Find these settings under Settings → Multimodal on any agent.
Voice
Turn on Voice to let customers send audio messages and hear the agent's reply spoken back. Pick a voice from the dropdown — preview each one to find the right tone.
- Works on the website widget, WhatsApp (voice notes), and any channel that supports audio.
- Real-time speech: customers can interrupt, just like a phone call.
- Adds a small per-minute cost — see your team's plan for details.
Images
With Images on, customers can attach photos to a message. Your agent can describe what it sees, identify products, read text from a screenshot, or extract details from a receipt.
Useful for:
- Customer support ("here's the error I'm seeing")
- E-commerce ("do you have this in red?")
- Field operations ("this is the part that broke")

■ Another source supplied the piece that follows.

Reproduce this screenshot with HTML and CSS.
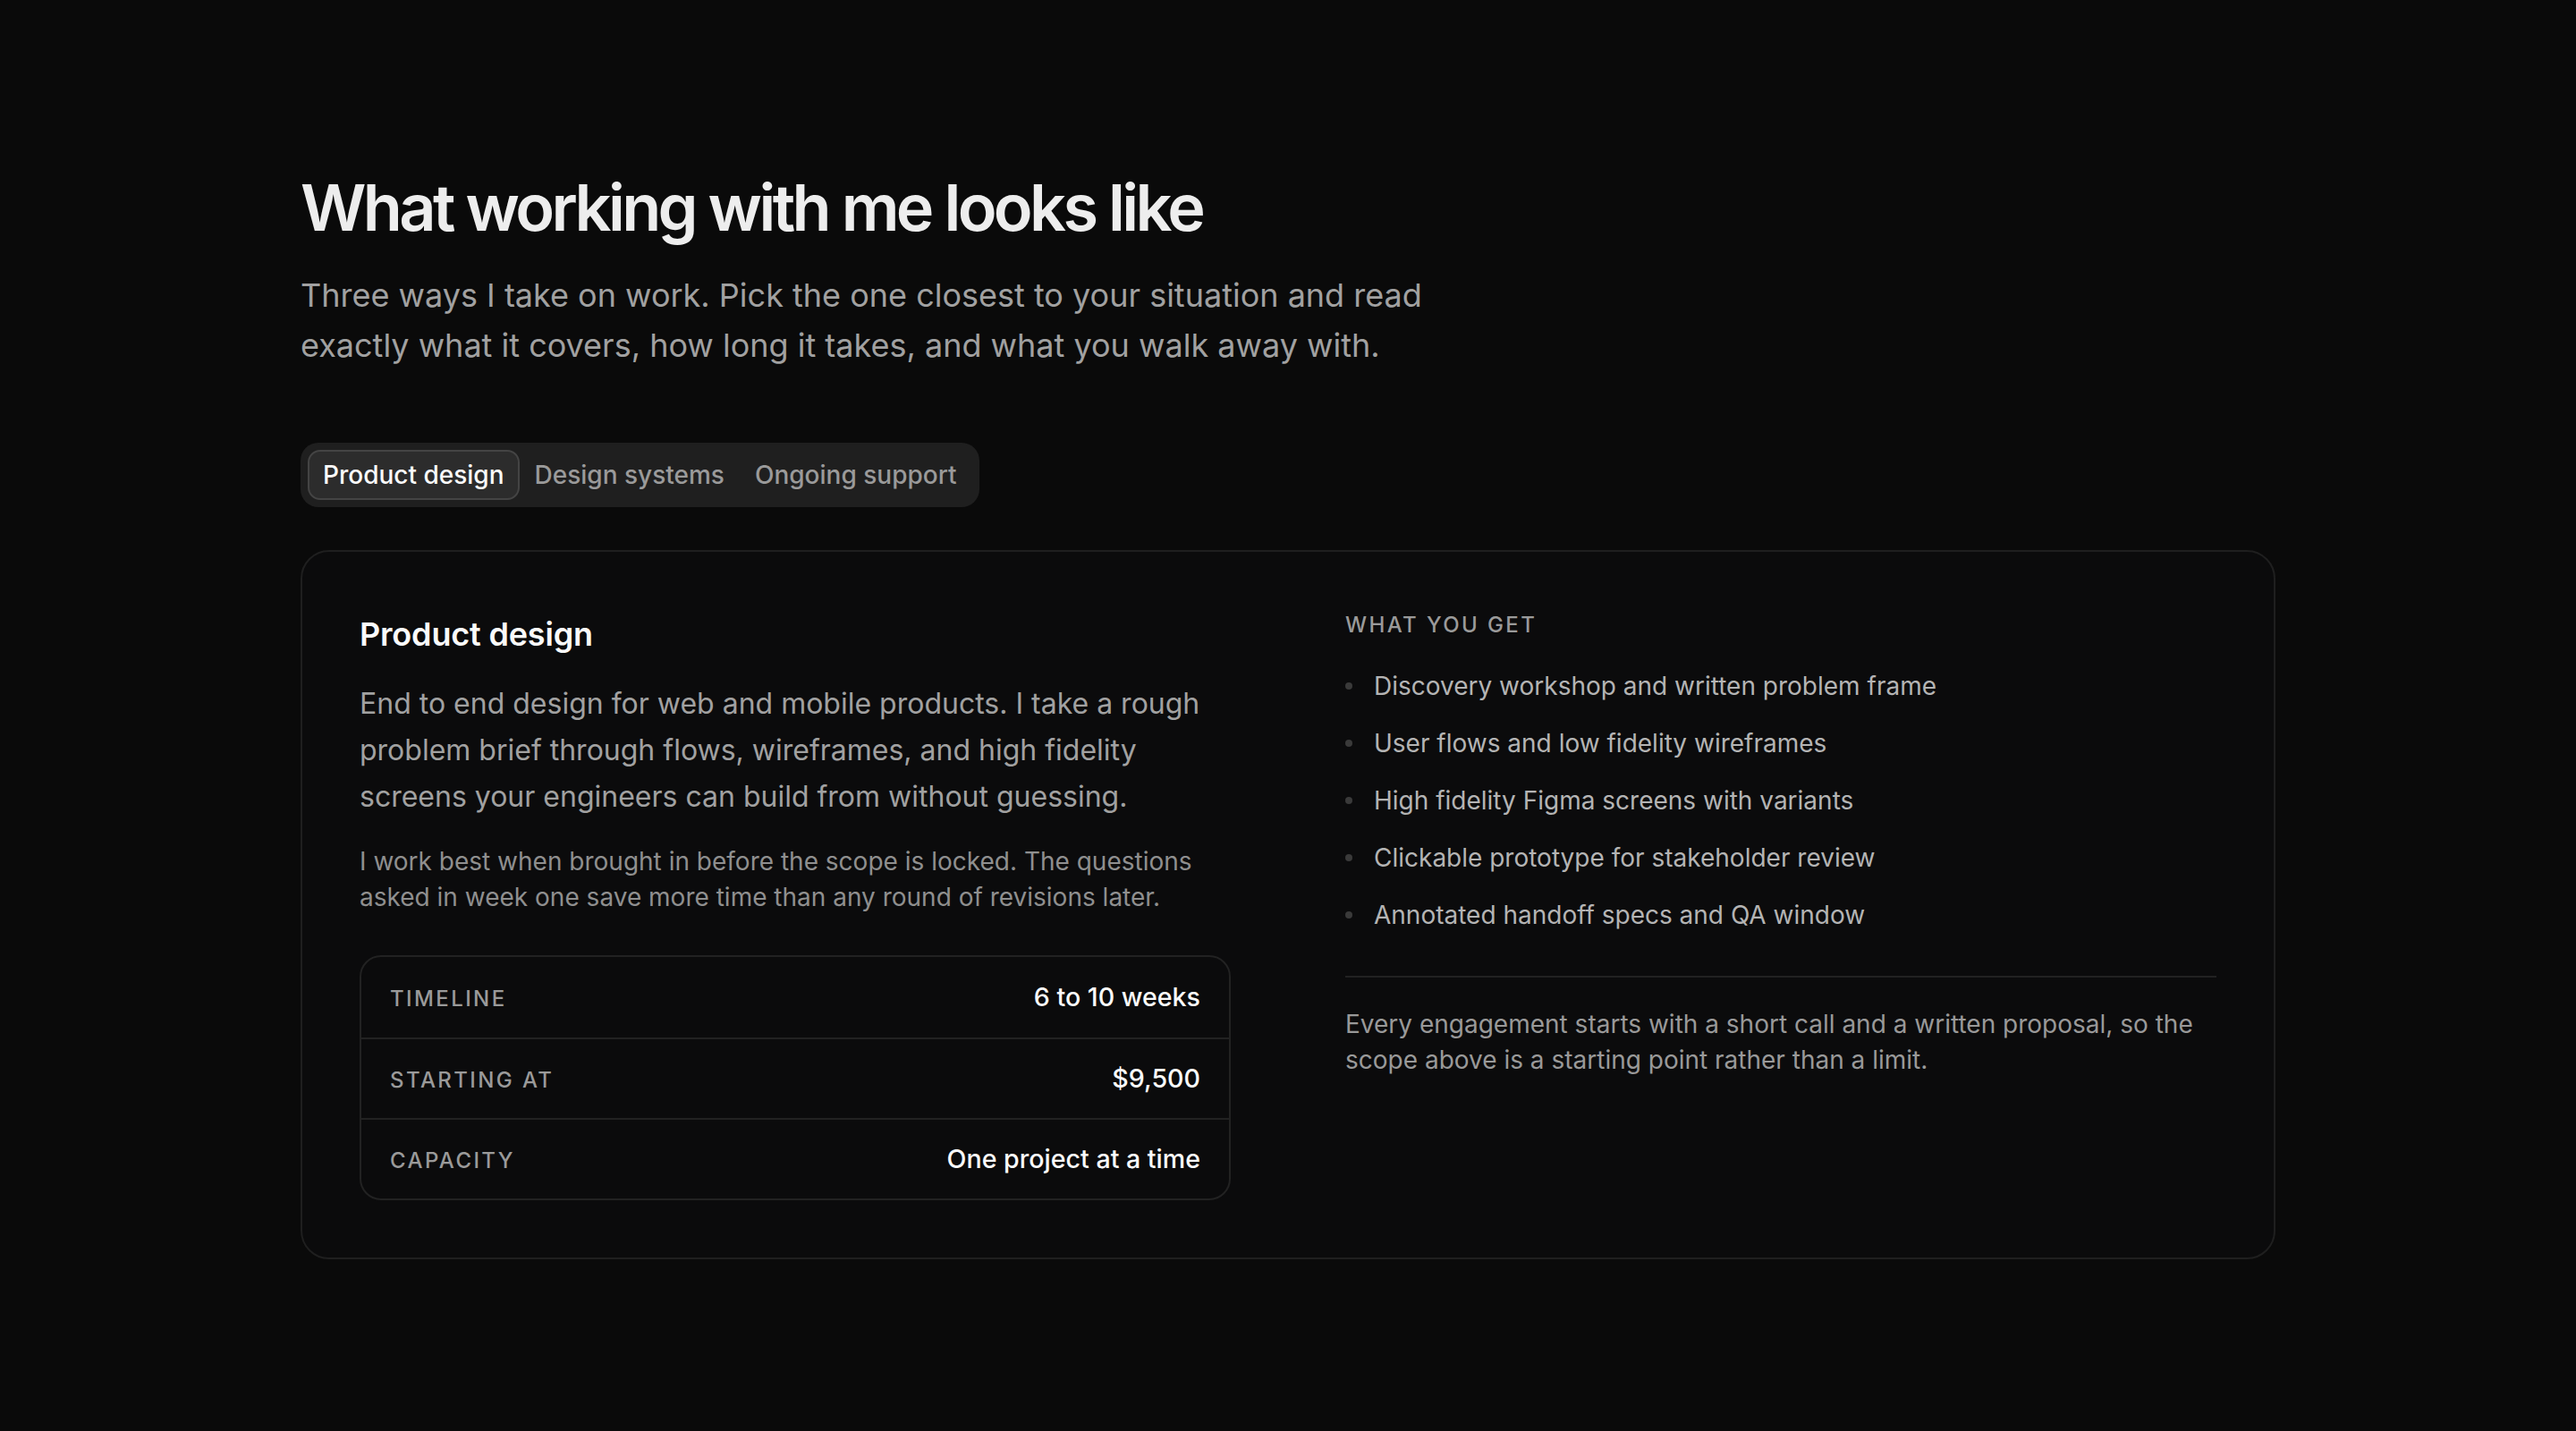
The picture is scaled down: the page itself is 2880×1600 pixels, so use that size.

- Education ("can you explain this diagram?")
Files
With Files on, customers can attach PDFs, Word docs, and spreadsheets directly to a chat. Your agent reads the contents and answers questions about them.
Video
Video support lets customers share a clip — your agent extracts audio and key frames, then reasons about both. Best for product demos, onboarding walkthroughs, or troubleshooting.
Streaming
Already enabled by default. Replies appear word-by-word so the conversation feels alive. Turn off only for SMS-style channels where partial messages don't make sense.
Channel support
Not every channel supports every modality. Roughly:
- Website widget — supports everything
- WhatsApp — text, images, voice notes, files
- Telegram — text, images, voice notes, files, video
- SMS — text only (and short text at that)
- Email — text and file attachments
- Slack / Messenger / Instagram — text, images, files